In zwei Schlusskapiteln fasst Lamke die Ergebnisse seiner Studie zusammen: Zunächst würdigt er die Rolle der cluniazensischen Priorate sowie ihrer Unterstützer und Leiter - besonders Ulrich von Zell und Burkhard von Basel - im Zusammenhang mit der seit der Mitte der 1080er Jahre beginnenden Entspannung in Schwaben und insbesondere am Oberrhein ("Konfliktlösungen im Investiturstreit"). Anschließend betrachtet er "adlige Gruppenbildung im Umfeld der oberrheinischen Cluniacenserpriorate" und identifiziert unterschiedliche Adelskreise, die mit den Prioraten in Verbindung stehen.
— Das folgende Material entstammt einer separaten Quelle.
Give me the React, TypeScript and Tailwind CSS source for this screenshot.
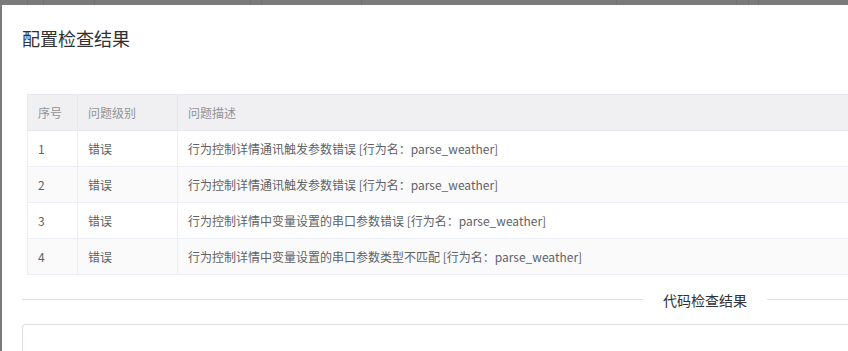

Der Autor hätte es dem Rezensenten und den anderen Lesern etwas einfacher machen können die umfangreichen und wertvollen Ergebnisse dieser Untersuchung, die über den Oberrhein und Schwaben hinaus relevant sind, zu rezipieren. Ein weiterer Lesedurchgang hätte die etwas zu häufigen stilistischen Unebenheiten beseitigen und der oft unnötig komplizierten Begrifflichkeit entgegenwirken können. Zudem wäre eine deutliche Straffung möglich gewesen, manche Exkurse und Schilderungen der Wege und Irrwege der vorangegangen Forschung hätten auch in einer Fußnote zusammengefasst werden können. Ebenfalls hilfreich wäre es gewesen, die unzähligen genannten Orte und Landschaften genauer zu verorten. Zumindest der mit den Verhältnissen Südwestdeutschlands in der Untersuchungszeit einigermaßen vertraute Rezensent hatte immer wieder Schwierigkeiten, den Ausführungen geographisch zu folgen. Die Lage (und die Existenz?) des Sülchgau oder des Kandertals etwa dürften nur einer Minderheit der angedachten Leserschaft bekannt sein. Hier wären bessere Erklärungen oder auch Karten hilfreich gewesen.
Lamkes Ergebnisse tragen zu einem neuen, differenzierten Blick auf die Geschichte des so genannten Investiturstreits am Oberrhein und darüber hinaus bei. Sie zeigen, wie wertvoll es sein kann, die lokalen Gegebenheiten so genau wie möglich in den Blick zu nehmen. Einmal mehr wird dabei deutlich, wie unbefriedigend die übliche Aufteilung der Akteure in Gegner und Befürworter der Kirchenreform, Anhänger des Papstes oder des Kaisers ist. Es bleibt zu wünschen, dass die Arbeit auch jenseits des Oberrheingebiets rezipiert wird und weitere regionalen Studien anregt.